• _Source data_
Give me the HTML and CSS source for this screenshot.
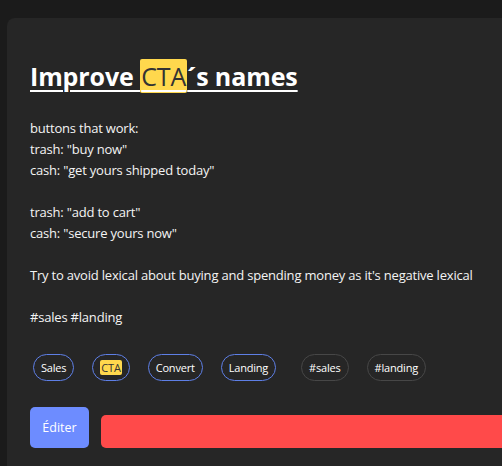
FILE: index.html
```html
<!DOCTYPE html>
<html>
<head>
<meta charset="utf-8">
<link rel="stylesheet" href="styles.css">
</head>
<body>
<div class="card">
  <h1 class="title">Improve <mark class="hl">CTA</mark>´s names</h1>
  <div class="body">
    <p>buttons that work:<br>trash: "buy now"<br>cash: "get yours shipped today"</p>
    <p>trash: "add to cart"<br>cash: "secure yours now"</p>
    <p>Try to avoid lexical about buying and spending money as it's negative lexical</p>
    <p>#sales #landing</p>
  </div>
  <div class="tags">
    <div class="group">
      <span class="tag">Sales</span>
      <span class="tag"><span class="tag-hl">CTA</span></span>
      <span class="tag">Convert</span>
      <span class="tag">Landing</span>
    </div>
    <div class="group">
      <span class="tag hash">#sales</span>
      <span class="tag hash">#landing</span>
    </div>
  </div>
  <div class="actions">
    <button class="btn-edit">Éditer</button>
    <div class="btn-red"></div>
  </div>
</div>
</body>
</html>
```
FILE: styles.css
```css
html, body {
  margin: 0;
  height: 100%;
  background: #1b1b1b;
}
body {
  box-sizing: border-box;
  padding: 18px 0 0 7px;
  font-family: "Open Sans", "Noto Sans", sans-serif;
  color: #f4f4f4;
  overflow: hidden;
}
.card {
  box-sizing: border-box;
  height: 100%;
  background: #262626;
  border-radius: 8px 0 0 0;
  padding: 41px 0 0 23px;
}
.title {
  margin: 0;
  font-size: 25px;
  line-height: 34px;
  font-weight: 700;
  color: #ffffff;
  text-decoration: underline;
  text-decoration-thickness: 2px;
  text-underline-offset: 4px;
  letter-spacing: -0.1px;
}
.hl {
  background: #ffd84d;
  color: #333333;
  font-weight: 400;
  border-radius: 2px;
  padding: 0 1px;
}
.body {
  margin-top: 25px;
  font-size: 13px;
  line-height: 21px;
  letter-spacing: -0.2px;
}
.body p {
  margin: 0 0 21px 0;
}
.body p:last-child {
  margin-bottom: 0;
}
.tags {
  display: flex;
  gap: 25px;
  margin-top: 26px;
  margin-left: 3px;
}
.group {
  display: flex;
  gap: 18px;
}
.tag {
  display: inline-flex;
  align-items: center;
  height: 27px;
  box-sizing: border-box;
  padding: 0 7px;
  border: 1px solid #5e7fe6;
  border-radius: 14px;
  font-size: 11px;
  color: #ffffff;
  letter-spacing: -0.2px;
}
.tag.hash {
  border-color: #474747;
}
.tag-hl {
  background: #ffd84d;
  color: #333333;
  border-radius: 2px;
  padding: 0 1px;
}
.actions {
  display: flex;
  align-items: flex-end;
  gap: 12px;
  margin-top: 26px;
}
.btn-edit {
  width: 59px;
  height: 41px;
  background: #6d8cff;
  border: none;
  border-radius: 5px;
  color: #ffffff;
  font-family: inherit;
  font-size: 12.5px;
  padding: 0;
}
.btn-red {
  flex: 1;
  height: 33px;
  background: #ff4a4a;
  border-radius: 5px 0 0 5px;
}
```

• _Problem requirements_
Without the pictures, retype the whole of the material above exactly.

• _The result_
Give me the HTML and CSS source for this screenshot.
FILE: index.html
```html
<!DOCTYPE html>
<html>
<head>
<meta charset="utf-8">
<link rel="stylesheet" href="styles.css">
</head>
<body>
<div class="card">
  <h1 class="title">Improve <mark class="hl">CTA</mark>´s names</h1>
  <div class="body">
    <p>buttons that work:<br>trash: "buy now"<br>cash: "get yours shipped today"</p>
    <p>trash: "add to cart"<br>cash: "secure yours now"</p>
    <p>Try to avoid lexical about buying and spending money as it's negative lexical</p>
    <p>#sales #landing</p>
  </div>
  <div class="tags">
    <div class="group">
      <span class="tag">Sales</span>
      <span class="tag"><span class="tag-hl">CTA</span></span>
      <span class="tag">Convert</span>
      <span class="tag">Landing</span>
    </div>
    <div class="group">
      <span class="tag hash">#sales</span>
      <span class="tag hash">#landing</span>
    </div>
  </div>
  <div class="actions">
    <button class="btn-edit">Éditer</button>
    <div class="btn-red"></div>
  </div>
</div>
</body>
</html>
```
FILE: styles.css
```css
html, body {
  margin: 0;
  height: 100%;
  background: #1b1b1b;
}
body {
  box-sizing: border-box;
  padding: 18px 0 0 7px;
  font-family: "Open Sans", "Noto Sans", sans-serif;
  color: #f4f4f4;
  overflow: hidden;
}
.card {
  box-sizing: border-box;
  height: 100%;
  background: #262626;
  border-radius: 8px 0 0 0;
  padding: 41px 0 0 23px;
}
.title {
  margin: 0;
  font-size: 25px;
  line-height: 34px;
  font-weight: 700;
  color: #ffffff;
  text-decoration: underline;
  text-decoration-thickness: 2px;
  text-underline-offset: 4px;
  letter-spacing: -0.1px;
}
.hl {
  background: #ffd84d;
  color: #333333;
  font-weight: 400;
  border-radius: 2px;
  padding: 0 1px;
}
.body {
  margin-top: 25px;
  font-size: 13px;
  line-height: 21px;
  letter-spacing: -0.2px;
}
.body p {
  margin: 0 0 21px 0;
}
.body p:last-child {
  margin-bottom: 0;
}
.tags {
  display: flex;
  gap: 25px;
  margin-top: 26px;
  margin-left: 3px;
}
.group {
  display: flex;
  gap: 18px;
}
.tag {
  display: inline-flex;
  align-items: center;
  height: 27px;
  box-sizing: border-box;
  padding: 0 7px;
  border: 1px solid #5e7fe6;
  border-radius: 14px;
  font-size: 11px;
  color: #ffffff;
  letter-spacing: -0.2px;
}
.tag.hash {
  border-color: #474747;
}
.tag-hl {
  background: #ffd84d;
  color: #333333;
  border-radius: 2px;
  padding: 0 1px;
}
.actions {
  display: flex;
  align-items: flex-end;
  gap: 12px;
  margin-top: 26px;
}
.btn-edit {
  width: 59px;
  height: 41px;
  background: #6d8cff;
  border: none;
  border-radius: 5px;
  color: #ffffff;
  font-family: inherit;
  font-size: 12.5px;
  padding: 0;
}
.btn-red {
  flex: 1;
  height: 33px;
  background: #ff4a4a;
  border-radius: 5px 0 0 5px;
}
```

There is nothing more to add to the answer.